Bart Peeters vraagt zijn gasten telkens weer naar het mooiste liedje dat ze kennen: voor Johannes Verschaeve was dat de elektriserende lel ‘Station to Station’ van David Bowie – fijn dat de naam van de radicale gitarist Adrian Belew nog eens viel – en Patrick Riguelle koos voor de ingenieus ten hemel kringelende rêverie ‘Surf’s Up’ van The Beach Boys. Om het afscheid te bemoeilijken speelden Verschaeve en Riguelle tot slot nog een stukje ‘Rock ’n’ Roll Suicide’, waarvan elke wree sucker for songs en zelfs elke sucker-zonder-meer moet beamen dat het één van de meest intense nummers aller tijden is. Hoeveel duizend beelden zag ik al niet, toen ik mijn ogen voor een ogenblik sloot? ’t Klinkt als een schiftingsvraag.

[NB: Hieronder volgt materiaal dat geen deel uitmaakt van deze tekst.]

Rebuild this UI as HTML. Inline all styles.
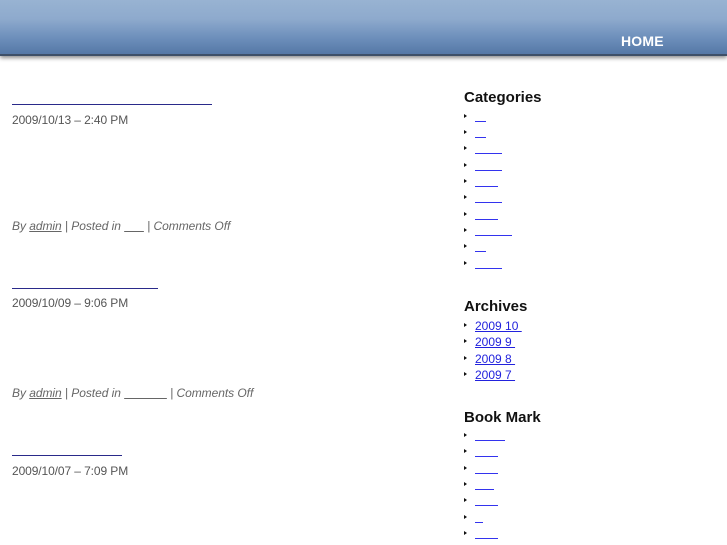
<!DOCTYPE html>
<html><head><meta charset="utf-8"><style>
body{margin:0;width:727px;height:545px;overflow:hidden;background:#fff;font-family:"Liberation Sans",sans-serif;position:relative}
.hdr{position:absolute;left:0;top:0;width:727px;height:54px;background:linear-gradient(#98b3d2 0%,#8eaacd 35%,#6d8fbb 70%,#5578a6 100%);border-bottom:2px solid #3e5068;box-shadow:0 2px 4px rgba(0,0,0,.45)}
.home{position:absolute;left:621px;top:33px;color:#fff;font-weight:bold;font-size:14px;letter-spacing:0.2px}
.t{position:absolute;height:0;border-bottom:1px solid #2a2a8a}
.d{position:absolute;left:12px;font-size:12px;color:#555;letter-spacing:-0.1px}
.m{position:absolute;left:12px;font-size:12px;color:#666;font-style:italic;letter-spacing:-0.05px}
.m u{color:#666}
h3{position:absolute;left:464px;margin:0;font-size:15px;font-weight:bold;color:#111}
.b{position:absolute;left:464px;width:0;height:0;border-left:3px solid #111;border-top:2.5px solid transparent;border-bottom:2.5px solid transparent}
.l{position:absolute;left:475px;height:0;border-bottom:1px solid #3333ee}
.ar{position:absolute;left:475px;font-size:12px;color:#2222dd;text-decoration:underline;white-space:pre}
</style></head><body>
<div class="hdr"><div class="home">HOME</div></div>

<div class="t" style="left:12px;top:104px;width:200px"></div>
<div class="d" style="top:113px">2009/10/13 – 2:40 PM</div>
<div class="m" style="top:219px">By <u>admin</u> | Posted in <u>&nbsp;&nbsp;&nbsp;&nbsp;&nbsp;&nbsp;</u> | Comments Off</div>

<div class="t" style="left:12px;top:288px;width:146px"></div>
<div class="d" style="top:296px">2009/10/09 – 9:06 PM</div>
<div class="m" style="top:386px">By <u>admin</u> | Posted in <u>&nbsp;&nbsp;&nbsp;&nbsp;&nbsp;&nbsp;&nbsp;&nbsp;&nbsp;&nbsp;&nbsp;&nbsp;&nbsp;</u> | Comments Off</div>

<div class="t" style="left:12px;top:455px;width:110px"></div>
<div class="d" style="top:464px">2009/10/07 – 7:09 PM</div>

<h3 style="top:89px">Categories</h3>
<div class="b" style="top:114px"></div><div class="l" style="top:121px;width:11px"></div>
<div class="b" style="top:130px"></div><div class="l" style="top:137px;width:11px"></div>
<div class="b" style="top:146px"></div><div class="l" style="top:153px;width:27px"></div>
<div class="b" style="top:163px"></div><div class="l" style="top:170px;width:27px"></div>
<div class="b" style="top:179px"></div><div class="l" style="top:186px;width:23px"></div>
<div class="b" style="top:195px"></div><div class="l" style="top:202px;width:27px"></div>
<div class="b" style="top:212px"></div><div class="l" style="top:219px;width:23px"></div>
<div class="b" style="top:228px"></div><div class="l" style="top:235px;width:37px"></div>
<div class="b" style="top:244px"></div><div class="l" style="top:251px;width:11px"></div>
<div class="b" style="top:261px"></div><div class="l" style="top:268px;width:27px"></div>

<h3 style="top:298px">Archives</h3>
<div class="b" style="top:323px"></div><div class="ar" style="top:319px">2009 10 </div>
<div class="b" style="top:339px"></div><div class="ar" style="top:335px">2009 9 </div>
<div class="b" style="top:356px"></div><div class="ar" style="top:352px">2009 8 </div>
<div class="b" style="top:372px"></div><div class="ar" style="top:368px">2009 7 </div>

<h3 style="top:409px">Book Mark</h3>
<div class="b" style="top:433px"></div><div class="l" style="top:440px;width:30px"></div>
<div class="b" style="top:449px"></div><div class="l" style="top:456px;width:23px"></div>
<div class="b" style="top:466px"></div><div class="l" style="top:473px;width:23px"></div>
<div class="b" style="top:482px"></div><div class="l" style="top:489px;width:19px"></div>
<div class="b" style="top:498px"></div><div class="l" style="top:505px;width:23px"></div>
<div class="b" style="top:515px"></div><div class="l" style="top:522px;width:8px"></div>
<div class="b" style="top:531px"></div><div class="l" style="top:538px;width:23px"></div>
</body></html>
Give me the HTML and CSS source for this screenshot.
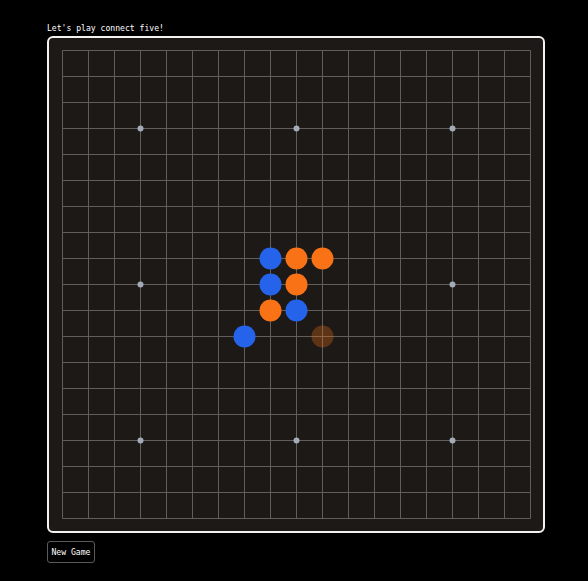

Bart Peeters geeft op een ingetogen, haast dienstbare manier leiding aan dit programma. Net als ‘Winteruur’ is ‘Studio Flagey: van Bowie tot onder’ een tv-programma dat, wars van gedoe, oogverblinding en roterende lichtbundels, meteen naar de essentie doorsteekt. Het zijn ook twee programma’s die mij rond deze tijd van het jaar het meest bevallen.
Nog één opmerkinkje om het af te leren: ik heb ruim een kwarteeuw onder Guy Mortier gediend. In mij rijst dan ook het vermoeden dat er betere woordspelingen bestaan dan ‘Van Bowie tot onder’.